§ Directions
Go through the lines below. Copy those with "Write".

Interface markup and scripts
================================
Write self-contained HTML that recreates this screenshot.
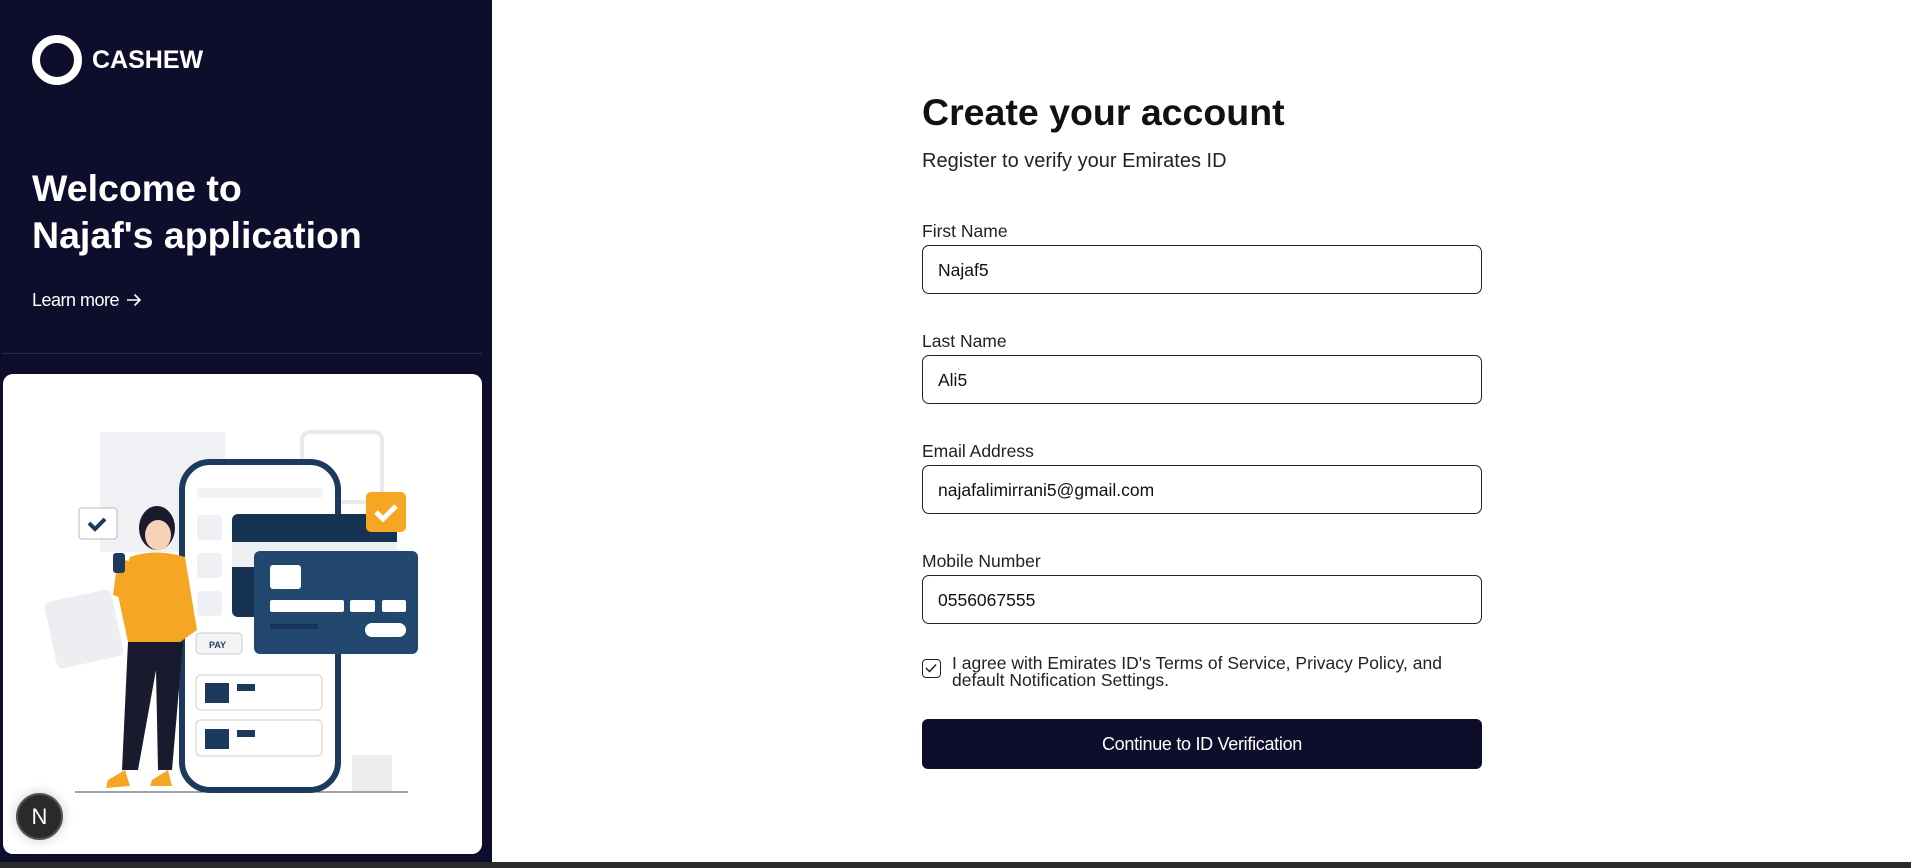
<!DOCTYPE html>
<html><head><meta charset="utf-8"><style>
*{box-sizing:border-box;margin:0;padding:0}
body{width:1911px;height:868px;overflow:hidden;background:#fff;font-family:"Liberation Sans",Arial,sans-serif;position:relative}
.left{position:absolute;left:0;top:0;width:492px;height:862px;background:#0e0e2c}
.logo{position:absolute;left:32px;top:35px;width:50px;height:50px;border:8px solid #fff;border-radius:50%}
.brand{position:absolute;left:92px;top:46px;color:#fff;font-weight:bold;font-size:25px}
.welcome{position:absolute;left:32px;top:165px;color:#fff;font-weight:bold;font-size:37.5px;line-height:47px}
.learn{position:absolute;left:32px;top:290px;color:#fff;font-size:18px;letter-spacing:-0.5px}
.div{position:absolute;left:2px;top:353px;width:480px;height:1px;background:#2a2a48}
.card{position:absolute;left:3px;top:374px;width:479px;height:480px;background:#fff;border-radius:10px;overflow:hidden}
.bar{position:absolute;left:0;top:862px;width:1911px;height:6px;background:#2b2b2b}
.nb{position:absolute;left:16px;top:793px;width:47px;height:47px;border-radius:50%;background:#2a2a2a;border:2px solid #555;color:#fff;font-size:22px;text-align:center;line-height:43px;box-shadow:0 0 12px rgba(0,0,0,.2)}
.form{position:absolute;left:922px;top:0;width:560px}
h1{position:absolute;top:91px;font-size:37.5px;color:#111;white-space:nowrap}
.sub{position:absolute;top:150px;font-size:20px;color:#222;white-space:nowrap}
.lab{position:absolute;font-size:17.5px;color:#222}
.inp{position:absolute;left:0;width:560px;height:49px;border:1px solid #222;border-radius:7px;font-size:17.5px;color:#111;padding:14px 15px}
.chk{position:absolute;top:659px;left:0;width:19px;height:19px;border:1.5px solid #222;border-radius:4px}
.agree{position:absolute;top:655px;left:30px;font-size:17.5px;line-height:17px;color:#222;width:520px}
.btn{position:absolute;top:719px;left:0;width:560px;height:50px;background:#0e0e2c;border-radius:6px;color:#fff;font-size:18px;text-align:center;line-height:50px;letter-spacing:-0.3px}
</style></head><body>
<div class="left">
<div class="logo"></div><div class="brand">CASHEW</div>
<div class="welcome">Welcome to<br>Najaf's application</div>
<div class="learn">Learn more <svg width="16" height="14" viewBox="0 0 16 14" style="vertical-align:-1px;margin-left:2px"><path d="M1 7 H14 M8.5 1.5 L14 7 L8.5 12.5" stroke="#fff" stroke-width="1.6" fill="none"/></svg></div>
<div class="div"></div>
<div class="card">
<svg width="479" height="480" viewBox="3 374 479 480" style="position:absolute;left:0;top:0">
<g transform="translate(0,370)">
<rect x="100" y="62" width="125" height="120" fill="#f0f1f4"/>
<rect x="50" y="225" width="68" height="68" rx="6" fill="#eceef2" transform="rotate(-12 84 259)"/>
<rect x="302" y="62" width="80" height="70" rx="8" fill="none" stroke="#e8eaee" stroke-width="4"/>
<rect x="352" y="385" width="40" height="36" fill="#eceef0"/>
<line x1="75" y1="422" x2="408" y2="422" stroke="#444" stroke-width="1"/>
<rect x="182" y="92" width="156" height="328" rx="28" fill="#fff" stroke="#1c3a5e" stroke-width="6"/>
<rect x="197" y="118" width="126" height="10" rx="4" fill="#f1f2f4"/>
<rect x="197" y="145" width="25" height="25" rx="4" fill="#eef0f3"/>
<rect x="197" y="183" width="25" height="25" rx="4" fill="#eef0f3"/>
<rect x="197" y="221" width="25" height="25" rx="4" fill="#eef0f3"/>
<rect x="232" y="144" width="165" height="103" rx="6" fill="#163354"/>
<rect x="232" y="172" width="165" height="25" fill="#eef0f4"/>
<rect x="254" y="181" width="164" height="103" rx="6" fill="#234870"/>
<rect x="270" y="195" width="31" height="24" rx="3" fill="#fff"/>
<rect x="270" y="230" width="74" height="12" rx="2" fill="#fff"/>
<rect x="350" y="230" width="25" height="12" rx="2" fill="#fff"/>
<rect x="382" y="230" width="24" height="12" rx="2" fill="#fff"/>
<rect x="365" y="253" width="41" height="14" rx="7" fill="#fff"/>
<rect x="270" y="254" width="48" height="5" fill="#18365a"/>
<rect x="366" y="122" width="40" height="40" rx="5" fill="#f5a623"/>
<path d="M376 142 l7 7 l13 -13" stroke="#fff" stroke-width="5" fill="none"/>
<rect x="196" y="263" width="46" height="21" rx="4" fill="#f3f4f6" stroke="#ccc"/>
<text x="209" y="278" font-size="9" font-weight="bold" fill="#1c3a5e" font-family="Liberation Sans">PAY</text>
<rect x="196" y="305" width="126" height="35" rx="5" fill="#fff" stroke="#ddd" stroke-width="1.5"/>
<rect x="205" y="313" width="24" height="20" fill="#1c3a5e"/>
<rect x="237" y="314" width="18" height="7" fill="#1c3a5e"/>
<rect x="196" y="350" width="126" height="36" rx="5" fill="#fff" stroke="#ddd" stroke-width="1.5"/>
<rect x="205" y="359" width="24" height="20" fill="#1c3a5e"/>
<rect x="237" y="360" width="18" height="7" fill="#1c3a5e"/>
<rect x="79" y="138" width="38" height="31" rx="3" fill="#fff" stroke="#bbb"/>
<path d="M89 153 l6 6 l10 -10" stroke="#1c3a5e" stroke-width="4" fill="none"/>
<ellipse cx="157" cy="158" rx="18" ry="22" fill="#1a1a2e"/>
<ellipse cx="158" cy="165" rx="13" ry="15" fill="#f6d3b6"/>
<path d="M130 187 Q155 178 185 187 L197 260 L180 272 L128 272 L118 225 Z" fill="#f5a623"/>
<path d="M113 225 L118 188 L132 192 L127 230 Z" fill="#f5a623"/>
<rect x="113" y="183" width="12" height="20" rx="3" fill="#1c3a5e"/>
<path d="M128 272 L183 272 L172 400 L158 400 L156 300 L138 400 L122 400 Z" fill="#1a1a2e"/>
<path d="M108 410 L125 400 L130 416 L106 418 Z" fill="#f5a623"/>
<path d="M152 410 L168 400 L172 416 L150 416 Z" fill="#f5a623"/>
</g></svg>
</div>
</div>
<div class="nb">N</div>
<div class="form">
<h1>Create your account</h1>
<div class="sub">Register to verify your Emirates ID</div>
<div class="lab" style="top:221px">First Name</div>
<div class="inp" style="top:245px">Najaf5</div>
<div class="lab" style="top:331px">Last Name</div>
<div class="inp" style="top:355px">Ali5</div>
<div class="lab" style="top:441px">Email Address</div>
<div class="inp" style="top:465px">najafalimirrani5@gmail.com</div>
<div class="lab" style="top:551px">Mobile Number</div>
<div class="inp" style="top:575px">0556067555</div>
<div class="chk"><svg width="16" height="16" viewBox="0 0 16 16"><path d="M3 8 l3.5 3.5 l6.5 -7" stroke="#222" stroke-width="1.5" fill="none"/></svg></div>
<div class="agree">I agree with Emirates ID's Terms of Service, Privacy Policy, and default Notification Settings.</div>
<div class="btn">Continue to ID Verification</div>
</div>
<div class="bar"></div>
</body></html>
================================
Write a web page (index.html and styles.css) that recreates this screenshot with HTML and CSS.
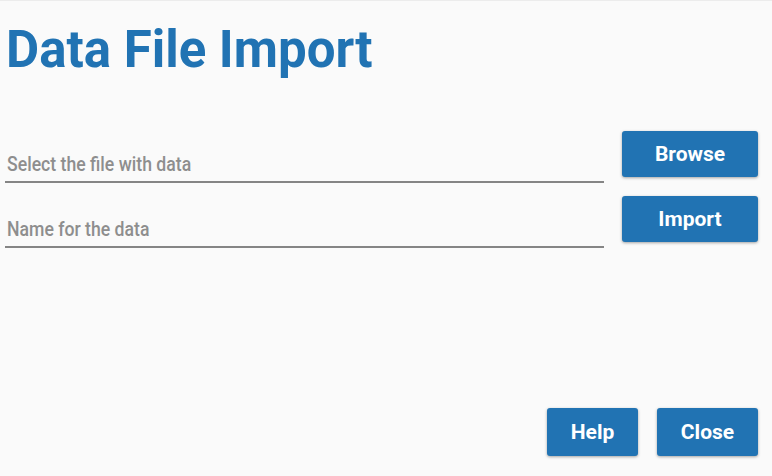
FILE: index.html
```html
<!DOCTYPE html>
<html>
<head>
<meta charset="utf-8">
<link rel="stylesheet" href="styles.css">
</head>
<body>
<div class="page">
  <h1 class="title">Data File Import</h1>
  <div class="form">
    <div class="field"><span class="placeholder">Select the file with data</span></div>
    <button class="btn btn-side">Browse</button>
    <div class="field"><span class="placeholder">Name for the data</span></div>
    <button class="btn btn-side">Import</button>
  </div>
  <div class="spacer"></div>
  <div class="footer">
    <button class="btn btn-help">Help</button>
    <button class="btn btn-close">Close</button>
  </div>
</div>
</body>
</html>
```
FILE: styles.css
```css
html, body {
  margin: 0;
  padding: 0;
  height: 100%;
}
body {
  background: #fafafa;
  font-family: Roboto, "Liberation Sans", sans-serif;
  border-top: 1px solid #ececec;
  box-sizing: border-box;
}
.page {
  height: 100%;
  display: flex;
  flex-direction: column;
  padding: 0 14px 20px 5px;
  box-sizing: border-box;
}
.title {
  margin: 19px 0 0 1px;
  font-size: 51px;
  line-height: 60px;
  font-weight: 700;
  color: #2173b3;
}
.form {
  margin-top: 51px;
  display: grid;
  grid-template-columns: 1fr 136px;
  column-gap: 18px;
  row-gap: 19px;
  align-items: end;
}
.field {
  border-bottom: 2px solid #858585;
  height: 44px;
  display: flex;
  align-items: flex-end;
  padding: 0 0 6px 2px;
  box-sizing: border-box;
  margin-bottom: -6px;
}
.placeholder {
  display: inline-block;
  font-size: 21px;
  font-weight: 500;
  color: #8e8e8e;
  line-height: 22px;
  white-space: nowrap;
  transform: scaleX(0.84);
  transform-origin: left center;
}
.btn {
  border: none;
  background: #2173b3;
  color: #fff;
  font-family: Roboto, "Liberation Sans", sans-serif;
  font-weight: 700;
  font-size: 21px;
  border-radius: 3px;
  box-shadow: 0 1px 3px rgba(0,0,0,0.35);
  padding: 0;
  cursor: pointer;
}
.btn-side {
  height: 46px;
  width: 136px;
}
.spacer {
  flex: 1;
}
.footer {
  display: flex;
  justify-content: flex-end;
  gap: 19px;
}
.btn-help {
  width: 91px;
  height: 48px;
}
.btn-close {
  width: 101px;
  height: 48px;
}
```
================================
§ Answer
Write self-contained HTML that recreates this screenshot.
Write a web page (index.html and styles.css) that recreates this screenshot with HTML and CSS.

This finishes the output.